TO THE GOVERNOR OF THE STATE OF -.

            This letter is important, not only for the proper continuation and understanding of our history, but it plainly proves that the same party which recorded its yeas in favor of the Union and the Constitution, in February, 1788, had diminished nothing of its respect and attachment, in October, 1814.

            The delegates, to the number of twenty, from the States of Massachusetts, Connecticut, Rhode Island, and from parts of New Hampshire, and Vermont, assembled at Hartford, in December, 1814, and on the 4th of January, 1815, published a long report; stating with great ability the opinions of the Convention, in relation to the construction of the Constitution….

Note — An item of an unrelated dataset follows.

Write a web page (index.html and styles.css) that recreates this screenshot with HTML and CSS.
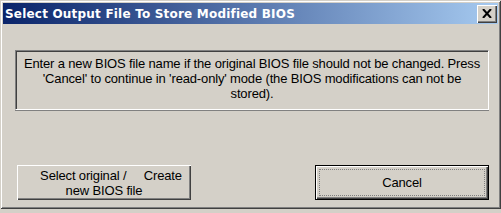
FILE: index.html
```html
<!DOCTYPE html>
<html lang="en">
<head>
    <meta charset="UTF-8">
    <title>Select Output File To Store Modified BIOS</title>
    <link rel="stylesheet" href="styles.css">
</head>
<body>
    <div class="window">
        <div class="titlebar">
            <span class="title">Select Output File To Store Modified BIOS</span>
            <button class="close-button">
                <svg width="10" height="9" viewBox="0 0 10 9">
                    <path d="M1 0 L9 9 M9 0 L1 9" stroke="#000" stroke-width="2"/>
                </svg>
            </button>
        </div>
        <div class="content">
            <div class="message">Enter a new BIOS file name if the original BIOS file should not be changed. Press 'Cancel' to continue in 'read-only' mode (the BIOS modifications can not be stored).</div>
            <div class="buttons">
                <button class="dlg-button"><span class="first-line">Select original /&nbsp;&nbsp;&nbsp;&nbsp; Create</span><br>new BIOS file</button>
                <button class="dlg-button default-button"><span class="focus">Cancel</span></button>
            </div>
        </div>
    </div>
</body>
</html>
```
FILE: styles.css
```css
body {
    margin: 0;
    background: #d4d0c8;
    font-family: "Liberation Sans", Arial, sans-serif;
}
.window {
    width: 501px;
    height: 209px;
    box-sizing: border-box;
    padding: 3px;
    background: #d4d0c8;
    box-shadow: inset 1px 1px 0 #d4d0c8, inset -1px -1px 0 #404040, inset 2px 2px 0 #ffffff, inset -2px -2px 0 #808080;
}
.titlebar {
    height: 21px;
    display: flex;
    align-items: center;
    justify-content: space-between;
    padding: 0 1px 0 2px;
    background: linear-gradient(to right, #0a246a, #a6caf0);
}
.title {
    color: #fff;
    font-family: "DejaVu Sans", Tahoma, sans-serif;
    font-weight: bold;
    font-size: 12px;
    letter-spacing: 0.2px;
}
.close-button {
    width: 20px;
    height: 18px;
    padding: 0;
    border: none;
    background: #d4d0c8;
    display: flex;
    align-items: center;
    justify-content: center;
    box-shadow: inset 1px 1px 0 #ffffff, inset -1px -1px 0 #404040, inset -2px -2px 0 #808080;
}
.content {
    padding: 0 9px 0 12px;
}
.message {
    margin-top: 26px;
    height: 60px;
    box-sizing: border-box;
    padding: 5px 5px 0 5px;
    text-align: center;
    font-size: 13px;
    line-height: 15px;
    letter-spacing: -0.15px;
    color: #000;
    border: 1px solid;
    border-color: #808080 #ffffff #ffffff #808080;
    box-shadow: inset 1px 1px 0 #404040, inset -1px -1px 0 #d4d0c8, 0 1px 0 #808080;
}
.buttons {
    margin-top: 55px;
    display: flex;
    justify-content: space-between;
    padding-left: 2px;
}
.dlg-button {
    width: 174px;
    height: 35px;
    box-sizing: border-box;
    padding: 0 4px;
    border: none;
    background: #d4d0c8;
    font-family: "Liberation Sans", Arial, sans-serif;
    font-size: 13px;
    line-height: 15px;
    letter-spacing: -0.15px;
    color: #000;
    box-shadow: inset 1px 1px 0 #ffffff, inset -1px -1px 0 #404040, inset -2px -2px 0 #808080;
}
.first-line {
    padding-left: 14px;
}
.default-button {
    border: 1px solid #000;
    padding: 3px;
    box-shadow: inset 1px 1px 0 #ffffff, inset -1px -1px 0 #404040, inset -2px -2px 0 #808080;
}
.focus {
    display: flex;
    align-items: center;
    justify-content: center;
    height: 100%;
    outline: 1px dotted #808080;
    outline-offset: -1px;
}
```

            The Report concluded by recommending two Resolutions, urging the State Governments to solicit the consent of the United States to an arrangement, whereby the defence of the territory should be placed in the hands of the States. This was the substance of the resolutions, and it was also the substance of a law, incredible, and unlooked for, as it certainly was, which was enacted by the national government on the 27th day of January, 1815. We shall quote part of the first section, as we profess to deal in facts in this history. “Be it enacted, &c. That the President of the United States be, and he is hereby authorized and required to receive into the service of the United States, any corps of troops, which may have been, or may be raised, organized, and officered under the authority of any of the States…which corps, when received into the service of the United States, shall be subject to the rules and articles of war, and be employed in the State raising the same, or in an adjoining State, and not elsewhere, except with the assent of the Executive of the State so raising the same.” Laws of the U.S. vol. 4, p.778.

            Now, we declare, and we appeal most solemnly to every honest man, who lived in those disastrous days, if the whole bone, and muscle, and marrow of the controversy, was not touching the exact and precise point which this law absolutely and entirely settled. We ask again, whether there would have been a Hartford Convention, if this law had been passed in January, 1814, instead of January, 1815….

            The Hartford Convention further recommended, that the States should propose seven amendments to the Constitution, for adoption by the State Legislatures. These amendments are all printed in the report, and when any democrat in Massachusetts, or Virginia, will declare that Samuel Adams, or Patrick Henry, was not in favor of similar alterations in the Constitution, and did not vindicate them at all hours of the day, we, in our turn, will admit that the amendments of the Hartford Convention are overflowing with sedition, disunion, and treachery….

            The Governor…appointed three gentlemen to go to Washington without delay – whose commission is the words following: -

…"Whereas by a resolve of the Legislature of this Commonwealth, of the twenty-seventh day of this present month, the Governor, with the advice of Council, is authorized and empowered to appoint three Commissioners to proceed immediately to the seat of the National Government, and in pursuance of such instructions as His Excellency the Governor, and the Honourable Council, may think proper to give them, to make earnest and respectful application to the Government of the United States, requesting their consent to some arrangement, whereby the State of Massachusetts, separately, or in concert with neighbouring States, may be enabled to assume the defence of their territories against the enemy; and that to this end, a reasonable portion of the taxes, collected within said States, may  be paid into the respective Treasuries thereof, and appropriated to the payment of the balance due to the said States, and to the future defence of the same….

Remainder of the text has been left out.